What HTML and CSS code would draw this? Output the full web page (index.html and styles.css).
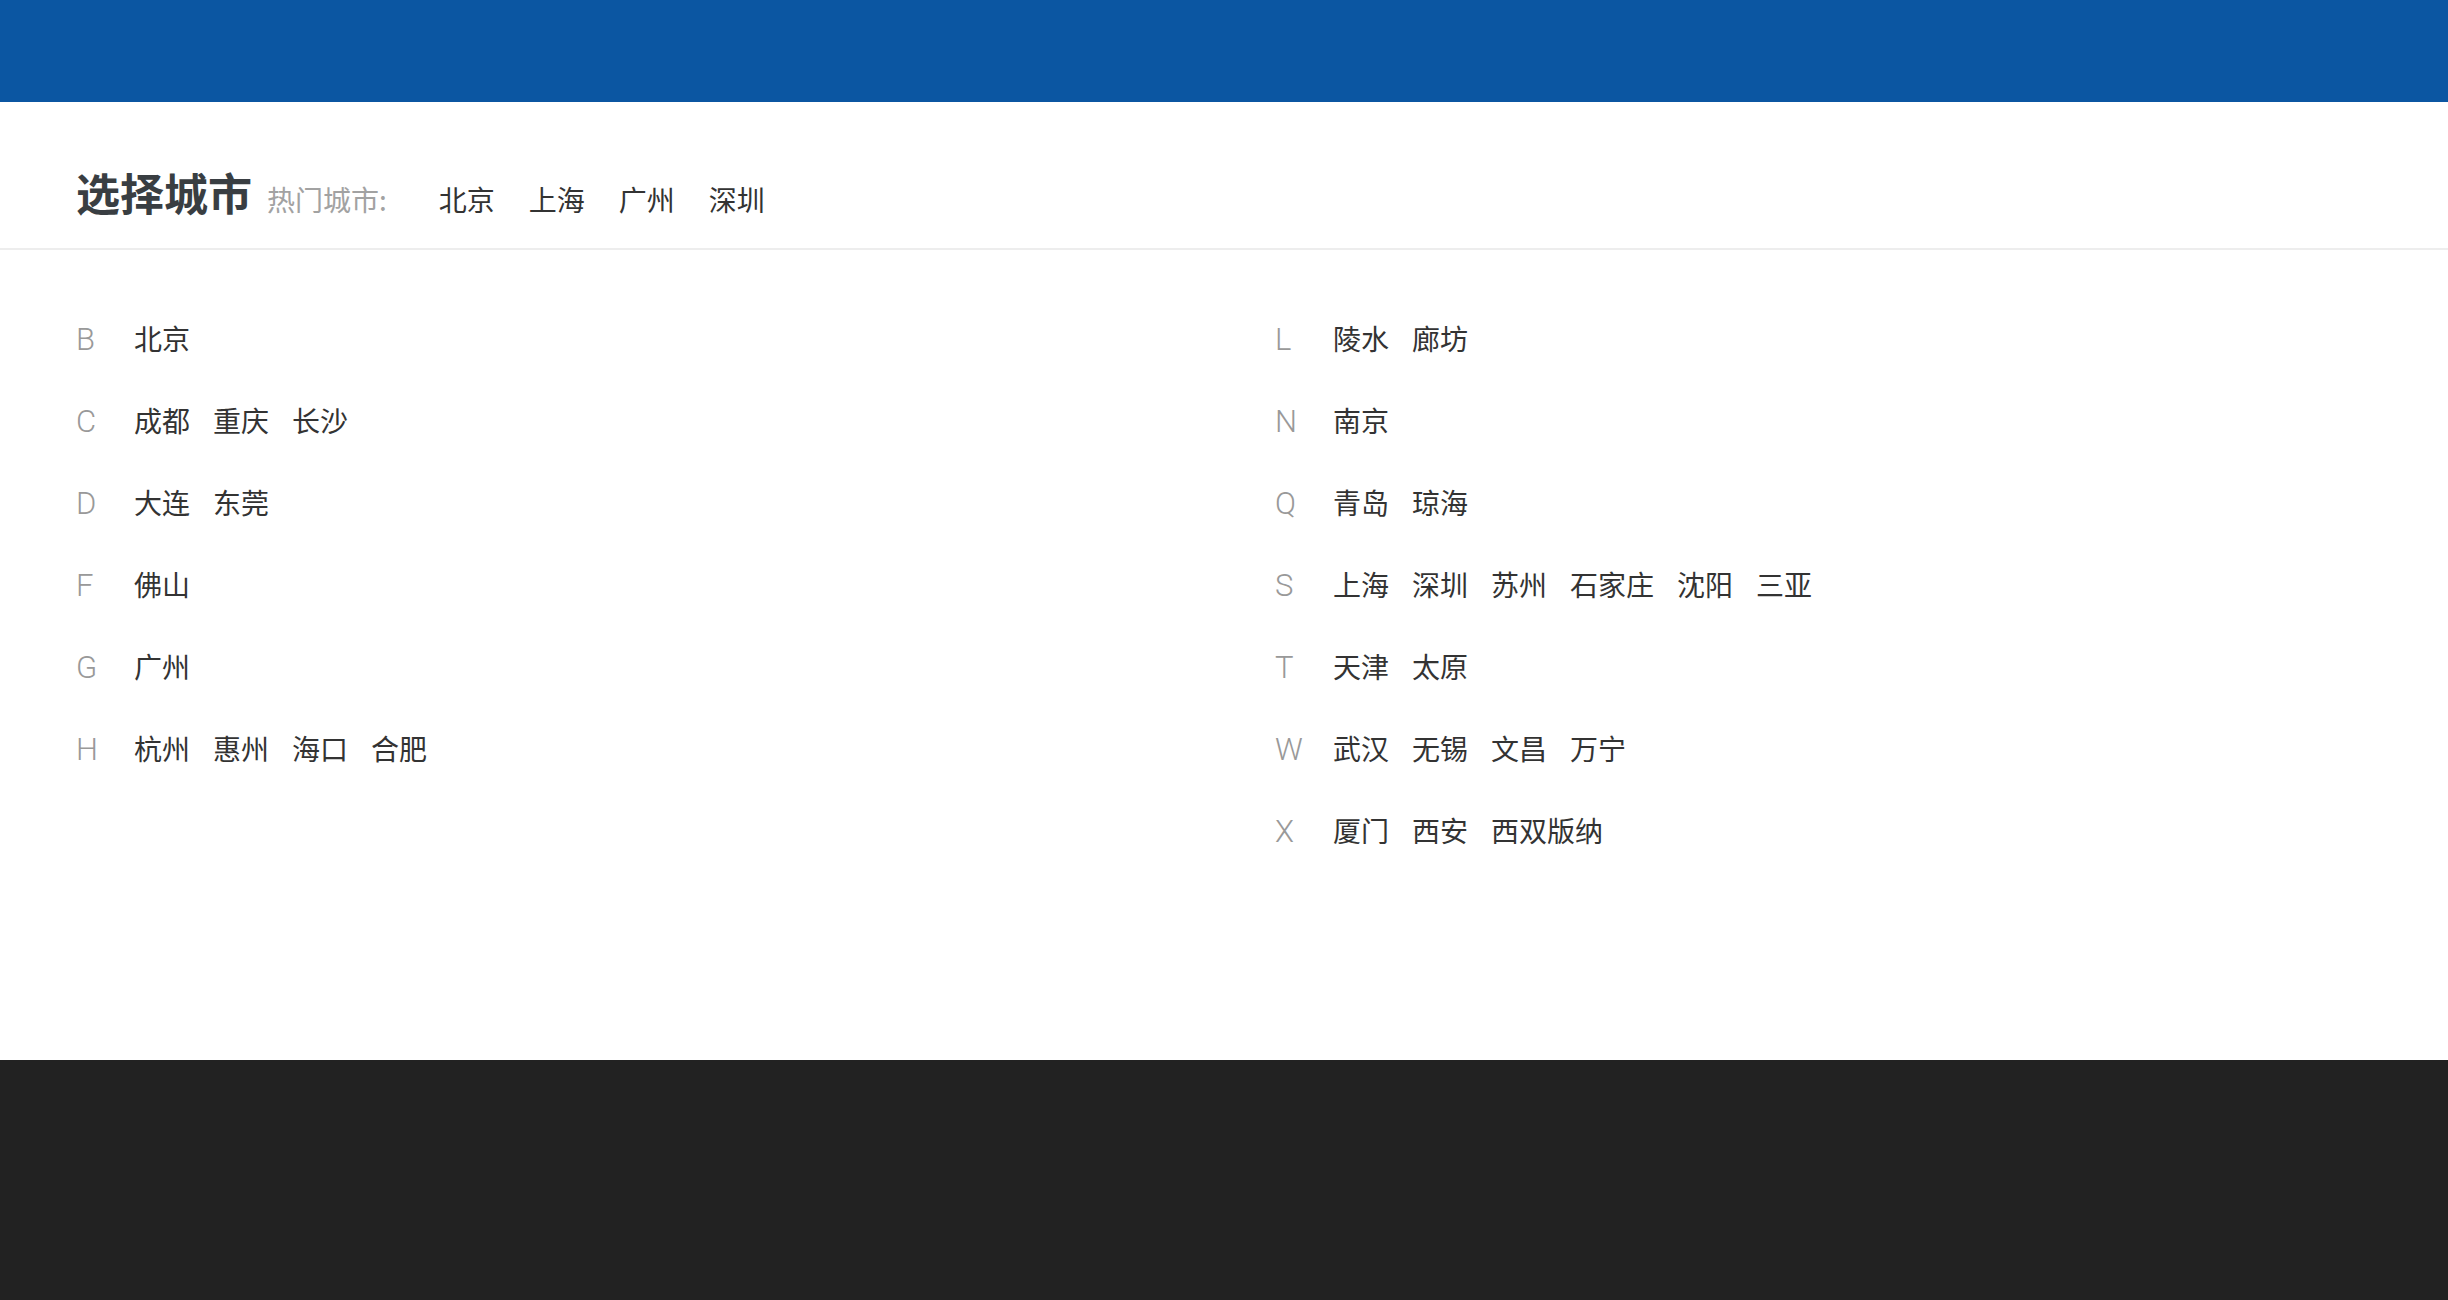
FILE: index.html
```html
<!DOCTYPE html>
<html lang="zh-CN">
<head>
<meta charset="utf-8">
<title>选择城市</title>
<link rel="stylesheet" href="styles.css">
</head>
<body>
<div class="page">
  <header class="topbar"></header>
  <main class="main">
    <div class="titlebar">
      <h1 class="title">选择城市</h1>
      <span class="hot-label">热门城市:</span>
      <ul class="hot-list">
        <li>北京</li>
        <li>上海</li>
        <li>广州</li>
        <li>深圳</li>
      </ul>
    </div>
    <div class="lists">
      <div class="col">
        <div class="row"><span class="letter">B</span><ul class="cities"><li>北京</li></ul></div>
        <div class="row"><span class="letter">C</span><ul class="cities"><li>成都</li><li>重庆</li><li>长沙</li></ul></div>
        <div class="row"><span class="letter">D</span><ul class="cities"><li>大连</li><li>东莞</li></ul></div>
        <div class="row"><span class="letter">F</span><ul class="cities"><li>佛山</li></ul></div>
        <div class="row"><span class="letter">G</span><ul class="cities"><li>广州</li></ul></div>
        <div class="row"><span class="letter">H</span><ul class="cities"><li>杭州</li><li>惠州</li><li>海口</li><li>合肥</li></ul></div>
      </div>
      <div class="col">
        <div class="row"><span class="letter">L</span><ul class="cities"><li>陵水</li><li>廊坊</li></ul></div>
        <div class="row"><span class="letter">N</span><ul class="cities"><li>南京</li></ul></div>
        <div class="row"><span class="letter">Q</span><ul class="cities"><li>青岛</li><li>琼海</li></ul></div>
        <div class="row"><span class="letter">S</span><ul class="cities"><li>上海</li><li>深圳</li><li>苏州</li><li>石家庄</li><li>沈阳</li><li>三亚</li></ul></div>
        <div class="row"><span class="letter">T</span><ul class="cities"><li>天津</li><li>太原</li></ul></div>
        <div class="row"><span class="letter">W</span><ul class="cities"><li>武汉</li><li>无锡</li><li>文昌</li><li>万宁</li></ul></div>
        <div class="row"><span class="letter">X</span><ul class="cities"><li>厦门</li><li>西安</li><li>西双版纳</li></ul></div>
      </div>
    </div>
  </main>
  <footer class="footer"></footer>
</div>
</body>
</html>
```
FILE: styles.css
```css
* {
  box-sizing: border-box;
}

html, body {
  margin: 0;
  padding: 0;
}

body {
  font-family: "Noto Sans CJK SC", "Noto Sans", sans-serif;
  color: #333;
  background: #fff;
}

.page {
  display: flex;
  flex-direction: column;
  min-height: 1300px;
}

.topbar {
  height: 102px;
  background: #0b56a2;
  flex: none;
}

.main {
  flex: 1;
  background: #fff;
}

.titlebar {
  height: 148px;
  padding: 68px 76px 0;
  border-bottom: 2px solid #ededed;
  display: flex;
  align-items: baseline;
}

.title {
  margin: 0;
  font-size: 44px;
  line-height: 44px;
  font-weight: 700;
  color: #393e42;
}

.hot-label {
  margin-left: 15px;
  font-size: 28px;
  line-height: 28px;
  color: #a2a2a2;
  font-weight: 400;
}

.hot-list {
  list-style: none;
  margin: 0 0 0 52px;
  padding: 0;
  display: flex;
  gap: 34px;
  font-size: 28px;
  line-height: 28px;
  color: #333;
}

.lists {
  display: grid;
  grid-template-columns: 1199px 1fr;
  padding: 47px 76px 0;
}

.row {
  display: flex;
  align-items: baseline;
  height: 82px;
  line-height: 82px;
}

.letter {
  width: 58px;
  flex: none;
  font-family: Roboto, "Liberation Sans", sans-serif;
  font-weight: 300;
  font-size: 31px;
  color: #999;
}

.cities {
  list-style: none;
  margin: 0;
  padding: 0;
  display: flex;
  gap: 23px;
  font-size: 28px;
  color: #333;
}

.footer {
  height: 240px;
  background: #222;
  flex: none;
}
```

● ● ● ● ●

* **OBJECTIVE**: Of the lines in the data, how many contain the word "index"? Provide the number and nothing further.

* **SOLUTION FOR THIS PROBLEM**: 2